Confusion, Most Definitely…But Confusion Started by Whom?

DDMRP proponents complain about the confusion around buffer stock. However, a major part of the confusion is the misnaming of the overall stock calculation in DDMRP being called “buffer stock.” It also renders some of the discussions around buffers stocks I have had with Chad Smith and other DDMRP followers extremely odd. Why did they spend so little time describing the components to buffer stock, and why did they not interchangeably use the term overall inventory?

Most of the explanations around DDMRP refer to it as being based on actual demand — or a consumption/reorder point method.
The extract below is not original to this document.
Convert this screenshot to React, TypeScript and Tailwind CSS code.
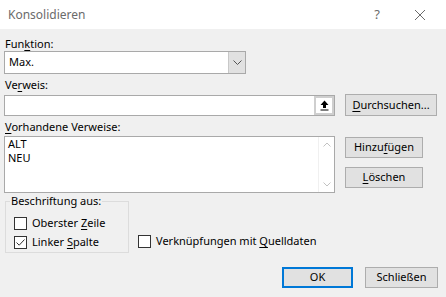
import React from "react";

const font = { fontFamily: '"Noto Sans", "Segoe UI", Arial, sans-serif' };

function U({ children }: { children: React.ReactNode }) {
  return <span className="underline underline-offset-[2px] decoration-1">{children}</span>;
}

function Btn({ children, w, primary }: { children: React.ReactNode; w: string; primary?: boolean }) {
  return (
    <div
      className={
        "flex items-center justify-center bg-[#e1e1e1] text-[11px] text-black h-[21px] " +
        w +
        (primary ? " border-2 border-[#0078d7]" : " border border-[#adadad]")
      }
    >
      {children}
    </div>
  );
}

function Check({ checked }: { checked?: boolean }) {
  return (
    <div className="w-[13px] h-[13px] border border-[#333333] bg-white flex items-center justify-center shrink-0">
      {checked && (
        <svg width="11" height="11" viewBox="0 0 11 11">
          <path d="M1.5 5.5 L4.2 8.2 L9.5 2.5" fill="none" stroke="#333" strokeWidth="1" />
        </svg>
      )}
    </div>
  );
}

export default function App() {
  return (
    <div className="w-[446px] h-[297px] bg-[#f0f0f0] flex flex-col text-black overflow-hidden" style={font}>
      {/* Title bar */}
      <div className="h-[29px] bg-white flex items-center shrink-0">
        <div className="ml-[8px] text-[12px] text-[#6b6b6b]">Konsolidieren</div>
        <div className="ml-auto text-[13px] text-[#6b6b6b] mr-[34px]">?</div>
        <svg width="12" height="12" viewBox="0 0 12 12" className="mr-[20px]">
          <path d="M1 1 L11 11 M11 1 L1 11" stroke="#6b6b6b" strokeWidth="1" />
        </svg>
      </div>

      <div className="flex flex-col pl-[4px]">
        {/* Funktion */}
        <div className="mt-[8px] h-[13px] leading-[13px] text-[11px] pl-[1px]">
          Fun<U>k</U>tion:
        </div>
        <div className="mt-[1px] w-[242px] h-[23px] border border-[#a9a9a9] bg-white flex items-stretch">
          <div className="flex-1 flex items-center pl-[4px] text-[11px]">Max.</div>
          <div className="w-[17px] bg-[#e1e1e1] border-l border-[#c8c8c8] flex items-center justify-center">
            <svg width="9" height="6" viewBox="0 0 9 6">
              <path d="M0.5 0.5 L4.5 4.5 L8.5 0.5" fill="none" stroke="#555" strokeWidth="1" />
            </svg>
          </div>
        </div>

        {/* Verweis */}
        <div className="mt-[4px] h-[14px] leading-[14px] text-[11px] pl-[1px]">
          Ve<U>r</U>weis:
        </div>
        <div className="mt-[2px] flex items-end h-[22px]">
          <div className="w-[331px] h-[21px] border border-[#a9a9a9] bg-white flex justify-end">
            <div className="w-[20px] h-full border-2 border-[#cfcfcf] bg-white flex items-center justify-center">
              <svg width="9" height="11" viewBox="0 0 9 11">
                <path d="M4.5 0.5 L8.5 5 L6 5 L6 8 L3 8 L3 5 L0.5 5 Z" fill="#000" />
                <path d="M0.5 10 L8.5 10" stroke="#000" strokeWidth="1" />
              </svg>
            </div>
          </div>
          <div className="ml-[10px] self-start">
            <Btn w="w-[92px] h-[22px]">
              <U>D</U>urchsuchen...
            </Btn>
          </div>
        </div>

        {/* Vorhandene Verweise */}
        <div className="mt-[4px] h-[14px] leading-[14px] text-[11px] pl-[1px]">
          <U>V</U>orhandene Verweise:
        </div>
        <div className="mt-[2px] flex items-start">
          <div className="w-[331px] h-[57px] border border-[#a9a9a9] bg-white flex">
            <div className="flex-1 pl-[3px] text-[11px] leading-[14px]">
              <div>ALT</div>
              <div>NEU</div>
            </div>
            <div className="w-[16px] border-l border-[#f0f0f0] flex flex-col items-center justify-between py-[5px]">
              <svg width="8" height="5" viewBox="0 0 8 5">
                <path d="M0.5 4.5 L4 1 L7.5 4.5" fill="none" stroke="#c2c2c2" strokeWidth="1" />
              </svg>
              <svg width="8" height="5" viewBox="0 0 8 5">
                <path d="M0.5 0.5 L4 4 L7.5 0.5" fill="none" stroke="#c2c2c2" strokeWidth="1" />
              </svg>
            </div>
          </div>
          <div className="ml-[10px] mt-[1px] flex flex-col gap-[9px]">
            <Btn w="w-[78px]">
              Hinzu<U>f</U>ügen
            </Btn>
            <Btn w="w-[78px]">
              <U>L</U>öschen
            </Btn>
          </div>
        </div>

        {/* Group */}
        <div className="mt-[2px] flex items-end">
          <div className="relative w-[124px] h-[52px] border border-[#dcdcdc] ml-[1px] mt-[6px] flex flex-col pl-[8px] pt-[14px] gap-[5px]">
            <div className="absolute left-[4px] top-[-8px] px-[1px] bg-[#f0f0f0] text-[11px] leading-[14px]">
              Beschriftung aus:
            </div>
            <div className="flex items-center gap-[5px] text-[11px] leading-[14px] h-[14px]">
              <Check />
              <span>
                Oberster <U>Z</U>eile
              </span>
            </div>
            <div className="flex items-center gap-[5px] text-[11px] leading-[14px] h-[14px]">
              <Check checked />
              <span>
                Linker <U>S</U>palte
              </span>
            </div>
          </div>
          <div className="ml-[9px] mb-[5px] flex items-center gap-[5px] text-[11px] leading-[14px] h-[14px]">
            <Check />
            <span>
              Verknüpfungen mit <U>Q</U>uelldaten
            </span>
          </div>
        </div>

        {/* Buttons */}
        <div className="mt-[14px] flex justify-end gap-[12px] pr-[8px]">
          <Btn w="w-[71px]" primary>
            OK
          </Btn>
          <Btn w="w-[73px]">Schließen</Btn>
        </div>
      </div>
    </div>
  );
}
If the forecast is used in the buffer stock calculation — then is this earlier assertion really true? 

If I paid a group to devise a maximally confusing way of explaining a supply planning method, I don’t think they could have outdone the DDI.

See this definition of buffer stock in economics.

Notice that the term buffer is used accurately here to describe a stock held for a moderating effect. 

The way DDI uses terms like lead times, buffer stocks, decoupling, and forecasts..

  1. For example, the lead time is reduced, but it isn’t
  2. The buffer stock manages variability, but it is not safety stock
  3. DDMRP does not use the forecast, but then it does, and for the buffer stock

..make it appear that the DDI uses terminology in a deliberately misleading way — where part of understanding DDMRP is keeping up with what is a word game constructed by DDI.

DDI and DDMRP proponents routinely accuse DDMRP critics of not understanding DDMRP. However, the DDI must take a fair share of the blame for creating such a confusing set of terms and explanations for DDMRP, as well as for seeming to provide inconsistent statements about how DDMRP works.